PROBLEM STATEMENT — The exercise asks you to copy every line below in which "this" appears.

RECORDS TO PROCESS —
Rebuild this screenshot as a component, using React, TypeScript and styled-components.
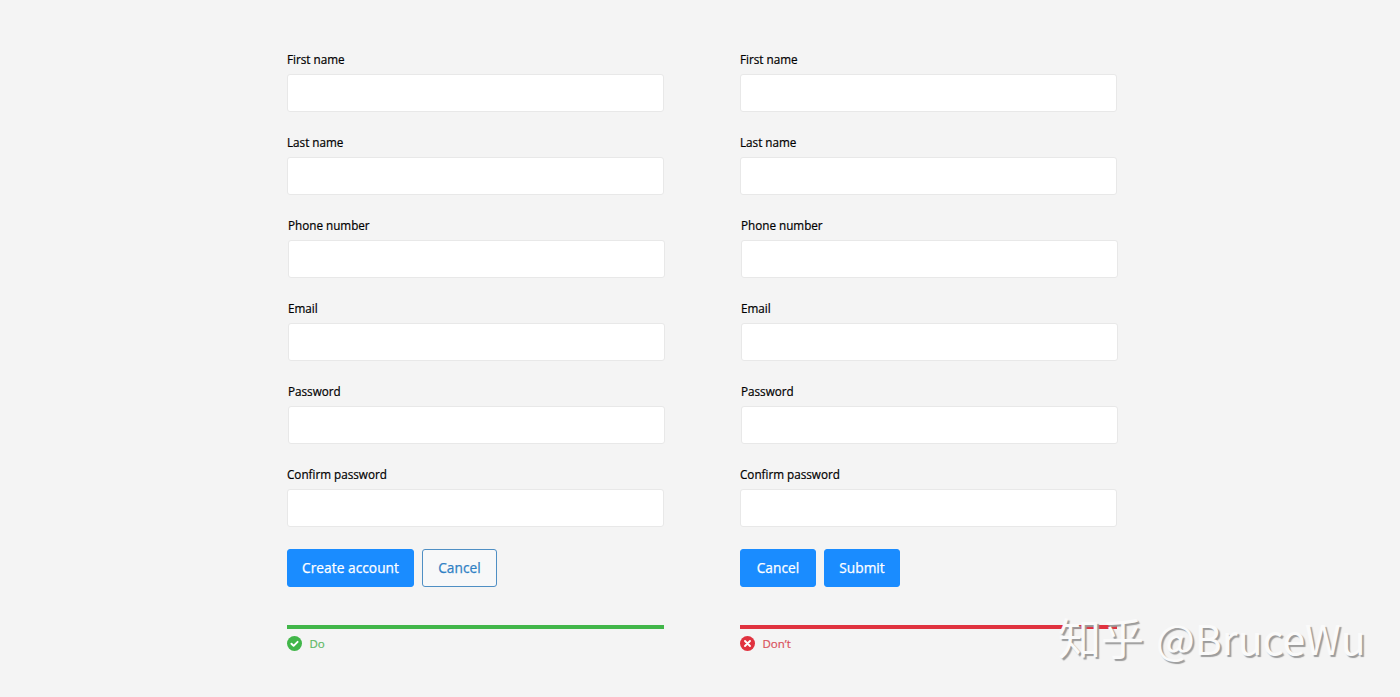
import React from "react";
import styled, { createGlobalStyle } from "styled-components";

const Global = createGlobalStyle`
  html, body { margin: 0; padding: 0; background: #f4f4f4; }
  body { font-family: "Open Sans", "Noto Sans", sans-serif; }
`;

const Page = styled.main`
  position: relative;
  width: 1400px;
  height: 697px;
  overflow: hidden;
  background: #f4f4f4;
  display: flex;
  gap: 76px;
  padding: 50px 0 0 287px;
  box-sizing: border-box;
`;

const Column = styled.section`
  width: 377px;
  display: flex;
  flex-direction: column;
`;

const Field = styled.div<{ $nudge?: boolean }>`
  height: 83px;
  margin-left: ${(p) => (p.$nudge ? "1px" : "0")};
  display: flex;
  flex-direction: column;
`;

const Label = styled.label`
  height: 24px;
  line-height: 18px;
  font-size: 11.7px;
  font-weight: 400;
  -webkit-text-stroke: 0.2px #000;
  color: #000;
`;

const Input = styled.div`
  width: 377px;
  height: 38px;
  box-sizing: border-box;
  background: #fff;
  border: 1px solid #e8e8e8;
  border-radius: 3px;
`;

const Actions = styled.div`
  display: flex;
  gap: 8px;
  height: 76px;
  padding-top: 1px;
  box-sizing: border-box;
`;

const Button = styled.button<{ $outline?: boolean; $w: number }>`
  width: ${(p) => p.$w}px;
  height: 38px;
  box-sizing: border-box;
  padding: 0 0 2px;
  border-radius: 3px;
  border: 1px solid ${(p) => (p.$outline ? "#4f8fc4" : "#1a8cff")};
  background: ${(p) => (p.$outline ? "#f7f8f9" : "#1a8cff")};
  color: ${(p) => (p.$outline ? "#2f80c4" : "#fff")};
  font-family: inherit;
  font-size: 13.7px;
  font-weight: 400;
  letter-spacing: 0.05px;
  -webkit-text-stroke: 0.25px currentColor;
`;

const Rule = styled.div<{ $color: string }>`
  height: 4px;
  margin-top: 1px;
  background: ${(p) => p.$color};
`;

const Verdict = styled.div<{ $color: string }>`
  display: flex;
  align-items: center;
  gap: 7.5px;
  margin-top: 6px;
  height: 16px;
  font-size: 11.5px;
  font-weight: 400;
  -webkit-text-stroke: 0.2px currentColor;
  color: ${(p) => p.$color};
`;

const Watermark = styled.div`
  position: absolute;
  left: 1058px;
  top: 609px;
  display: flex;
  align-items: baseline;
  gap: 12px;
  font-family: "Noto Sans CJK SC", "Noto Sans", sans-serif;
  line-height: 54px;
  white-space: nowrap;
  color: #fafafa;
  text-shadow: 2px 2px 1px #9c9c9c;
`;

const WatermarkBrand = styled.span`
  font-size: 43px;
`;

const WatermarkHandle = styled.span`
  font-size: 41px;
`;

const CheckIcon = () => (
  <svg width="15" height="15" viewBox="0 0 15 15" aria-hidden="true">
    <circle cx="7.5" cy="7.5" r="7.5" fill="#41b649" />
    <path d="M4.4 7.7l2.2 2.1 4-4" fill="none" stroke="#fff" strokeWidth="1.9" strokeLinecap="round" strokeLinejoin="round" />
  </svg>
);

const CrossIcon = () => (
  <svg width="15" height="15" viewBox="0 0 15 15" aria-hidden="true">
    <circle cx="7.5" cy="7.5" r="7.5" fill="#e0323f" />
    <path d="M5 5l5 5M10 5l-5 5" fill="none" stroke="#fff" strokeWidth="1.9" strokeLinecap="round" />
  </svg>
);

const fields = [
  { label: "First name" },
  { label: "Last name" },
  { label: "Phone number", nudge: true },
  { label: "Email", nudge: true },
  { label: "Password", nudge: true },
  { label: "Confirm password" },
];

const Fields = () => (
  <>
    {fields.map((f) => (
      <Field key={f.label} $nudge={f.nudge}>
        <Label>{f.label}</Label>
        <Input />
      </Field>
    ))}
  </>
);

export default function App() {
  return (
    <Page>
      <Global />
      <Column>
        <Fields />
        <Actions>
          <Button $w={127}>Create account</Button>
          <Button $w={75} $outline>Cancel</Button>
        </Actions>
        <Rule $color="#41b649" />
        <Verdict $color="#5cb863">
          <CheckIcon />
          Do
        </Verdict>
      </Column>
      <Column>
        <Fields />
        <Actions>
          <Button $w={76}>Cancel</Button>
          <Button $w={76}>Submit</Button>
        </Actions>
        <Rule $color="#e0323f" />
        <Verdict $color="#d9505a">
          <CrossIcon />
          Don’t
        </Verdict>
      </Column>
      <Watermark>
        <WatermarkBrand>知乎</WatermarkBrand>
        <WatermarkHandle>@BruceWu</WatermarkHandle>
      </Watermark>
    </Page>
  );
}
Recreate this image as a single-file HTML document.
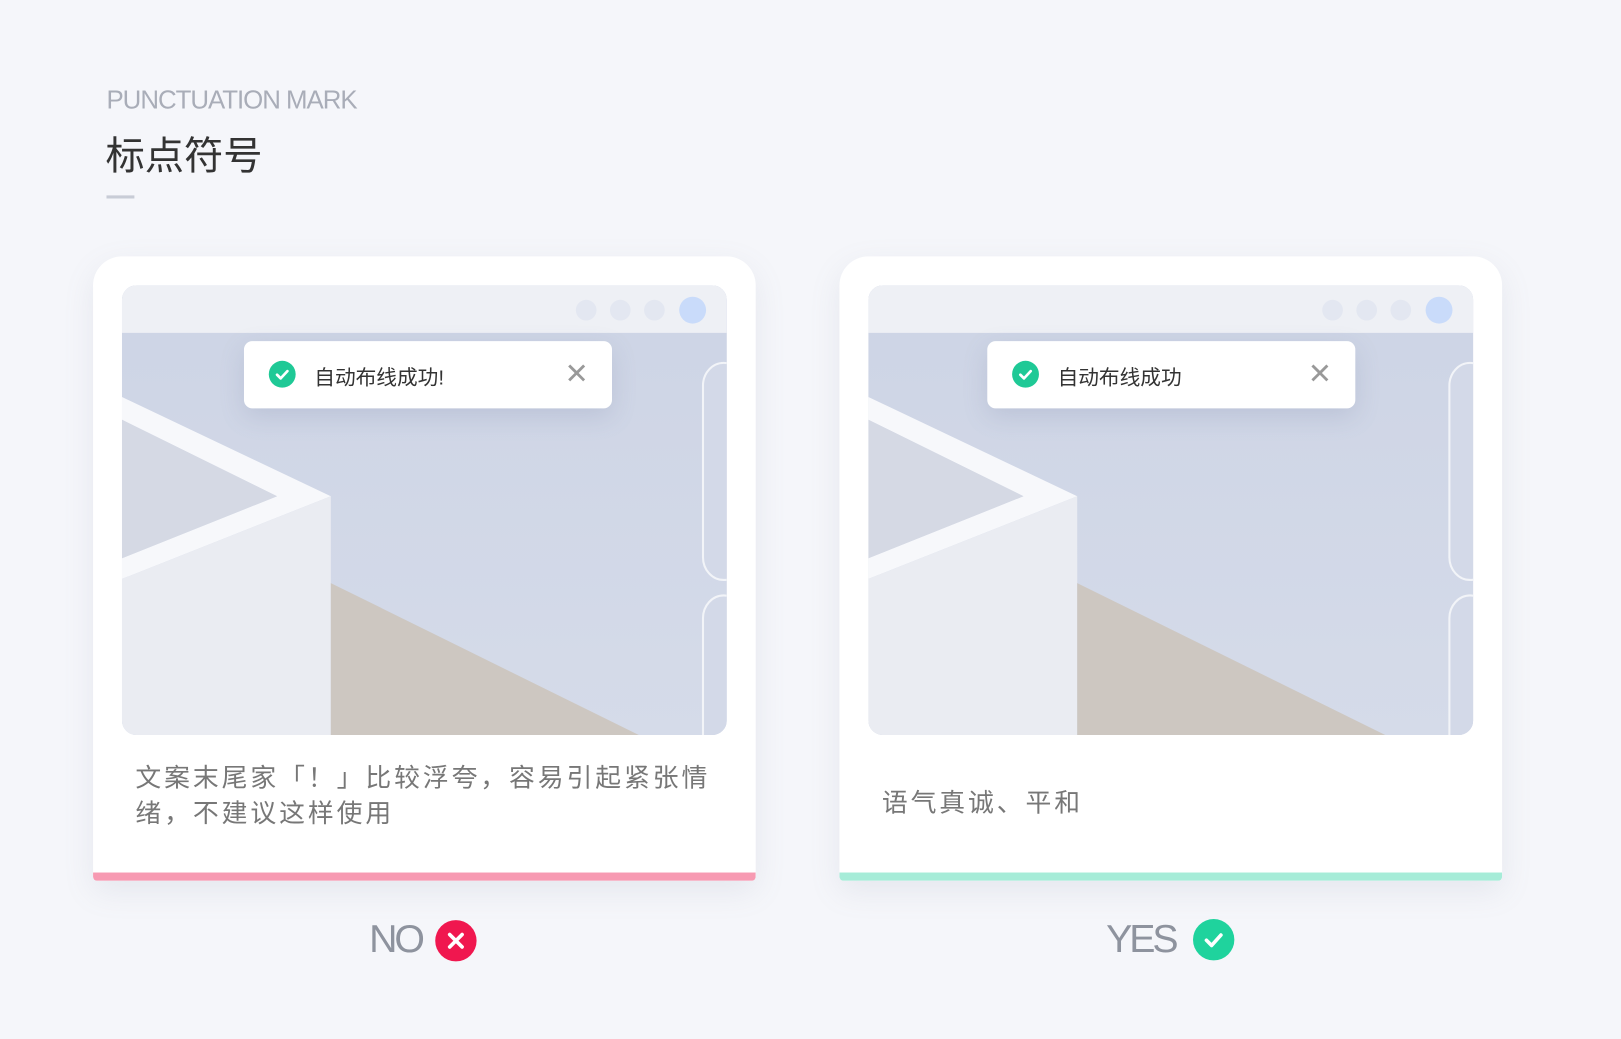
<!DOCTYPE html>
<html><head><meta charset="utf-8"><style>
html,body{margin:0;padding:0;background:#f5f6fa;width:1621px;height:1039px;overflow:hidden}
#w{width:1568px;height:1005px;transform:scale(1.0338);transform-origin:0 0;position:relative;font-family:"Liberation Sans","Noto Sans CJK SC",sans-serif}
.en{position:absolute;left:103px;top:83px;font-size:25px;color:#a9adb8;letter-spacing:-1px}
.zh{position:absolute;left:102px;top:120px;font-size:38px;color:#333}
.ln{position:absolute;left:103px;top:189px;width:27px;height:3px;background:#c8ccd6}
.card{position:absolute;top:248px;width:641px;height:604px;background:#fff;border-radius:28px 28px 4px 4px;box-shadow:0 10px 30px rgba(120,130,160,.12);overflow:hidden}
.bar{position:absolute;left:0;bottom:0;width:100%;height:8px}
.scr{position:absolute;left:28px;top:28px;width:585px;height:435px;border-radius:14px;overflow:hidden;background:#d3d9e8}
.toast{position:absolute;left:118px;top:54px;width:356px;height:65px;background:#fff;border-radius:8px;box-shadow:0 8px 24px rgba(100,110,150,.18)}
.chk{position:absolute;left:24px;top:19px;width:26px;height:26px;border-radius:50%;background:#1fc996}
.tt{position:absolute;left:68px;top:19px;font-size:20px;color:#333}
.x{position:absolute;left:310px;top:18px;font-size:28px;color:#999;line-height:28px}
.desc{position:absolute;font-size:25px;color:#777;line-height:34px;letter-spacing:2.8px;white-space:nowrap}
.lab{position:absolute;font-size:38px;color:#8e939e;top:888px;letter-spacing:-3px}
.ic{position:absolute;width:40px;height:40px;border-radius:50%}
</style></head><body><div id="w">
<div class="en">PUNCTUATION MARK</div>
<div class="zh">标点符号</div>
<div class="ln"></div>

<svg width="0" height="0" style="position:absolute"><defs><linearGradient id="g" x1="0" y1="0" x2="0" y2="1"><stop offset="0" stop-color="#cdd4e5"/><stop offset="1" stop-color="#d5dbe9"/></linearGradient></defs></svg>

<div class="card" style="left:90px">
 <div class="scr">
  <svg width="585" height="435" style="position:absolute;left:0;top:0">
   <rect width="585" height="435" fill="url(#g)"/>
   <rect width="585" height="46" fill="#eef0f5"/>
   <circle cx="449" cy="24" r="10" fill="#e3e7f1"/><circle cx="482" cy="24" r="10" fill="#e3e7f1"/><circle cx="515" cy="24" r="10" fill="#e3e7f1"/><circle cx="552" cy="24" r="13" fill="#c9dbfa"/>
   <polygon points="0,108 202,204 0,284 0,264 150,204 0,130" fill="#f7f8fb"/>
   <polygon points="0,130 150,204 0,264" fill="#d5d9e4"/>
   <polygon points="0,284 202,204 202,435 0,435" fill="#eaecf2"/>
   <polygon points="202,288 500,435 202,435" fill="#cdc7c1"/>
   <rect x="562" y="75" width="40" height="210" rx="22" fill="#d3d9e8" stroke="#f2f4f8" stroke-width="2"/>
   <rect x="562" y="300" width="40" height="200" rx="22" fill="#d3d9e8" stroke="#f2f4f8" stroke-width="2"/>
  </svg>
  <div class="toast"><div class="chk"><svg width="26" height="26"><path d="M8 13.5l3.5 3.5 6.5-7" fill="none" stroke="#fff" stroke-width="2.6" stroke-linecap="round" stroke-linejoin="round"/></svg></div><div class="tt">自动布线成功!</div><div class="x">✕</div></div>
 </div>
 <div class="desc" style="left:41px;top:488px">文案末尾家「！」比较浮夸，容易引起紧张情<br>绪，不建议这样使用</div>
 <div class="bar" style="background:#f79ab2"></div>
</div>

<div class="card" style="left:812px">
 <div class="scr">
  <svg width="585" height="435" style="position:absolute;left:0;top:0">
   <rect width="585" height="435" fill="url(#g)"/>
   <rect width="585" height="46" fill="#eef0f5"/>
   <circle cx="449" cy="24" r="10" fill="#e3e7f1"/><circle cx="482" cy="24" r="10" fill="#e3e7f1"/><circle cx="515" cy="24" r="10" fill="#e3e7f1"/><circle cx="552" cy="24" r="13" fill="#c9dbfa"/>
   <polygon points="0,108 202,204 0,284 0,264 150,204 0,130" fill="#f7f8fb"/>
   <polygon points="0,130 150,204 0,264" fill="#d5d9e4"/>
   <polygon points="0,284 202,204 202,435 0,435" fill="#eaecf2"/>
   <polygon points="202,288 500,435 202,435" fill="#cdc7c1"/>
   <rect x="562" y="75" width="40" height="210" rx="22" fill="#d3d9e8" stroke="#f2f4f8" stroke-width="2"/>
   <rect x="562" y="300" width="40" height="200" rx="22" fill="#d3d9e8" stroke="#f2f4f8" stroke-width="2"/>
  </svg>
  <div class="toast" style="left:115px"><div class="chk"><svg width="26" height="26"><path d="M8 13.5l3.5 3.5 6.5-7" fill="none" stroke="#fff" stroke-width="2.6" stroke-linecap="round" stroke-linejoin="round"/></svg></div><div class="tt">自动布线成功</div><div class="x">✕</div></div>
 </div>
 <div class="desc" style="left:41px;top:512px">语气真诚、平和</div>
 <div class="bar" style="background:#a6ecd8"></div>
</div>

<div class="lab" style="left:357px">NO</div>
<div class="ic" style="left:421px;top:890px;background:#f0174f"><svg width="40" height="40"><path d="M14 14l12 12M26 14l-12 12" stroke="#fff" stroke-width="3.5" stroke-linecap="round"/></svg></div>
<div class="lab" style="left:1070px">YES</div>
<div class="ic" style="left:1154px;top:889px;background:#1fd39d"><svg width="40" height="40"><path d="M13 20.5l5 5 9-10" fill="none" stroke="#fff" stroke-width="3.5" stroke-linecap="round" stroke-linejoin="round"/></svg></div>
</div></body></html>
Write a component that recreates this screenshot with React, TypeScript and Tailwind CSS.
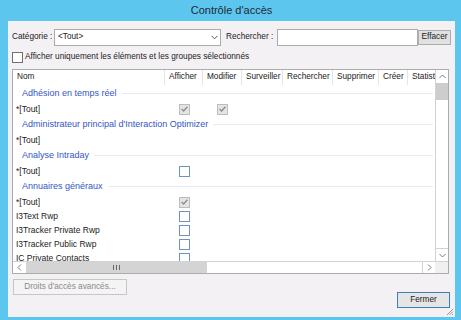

REPLY TO THE TASK —
Rebuild this screenshot as a component, using React, TypeScript and styled-components.
Recreate this image as a single-file HTML document.
Write a component that recreates this screenshot with React, TypeScript and Tailwind CSS.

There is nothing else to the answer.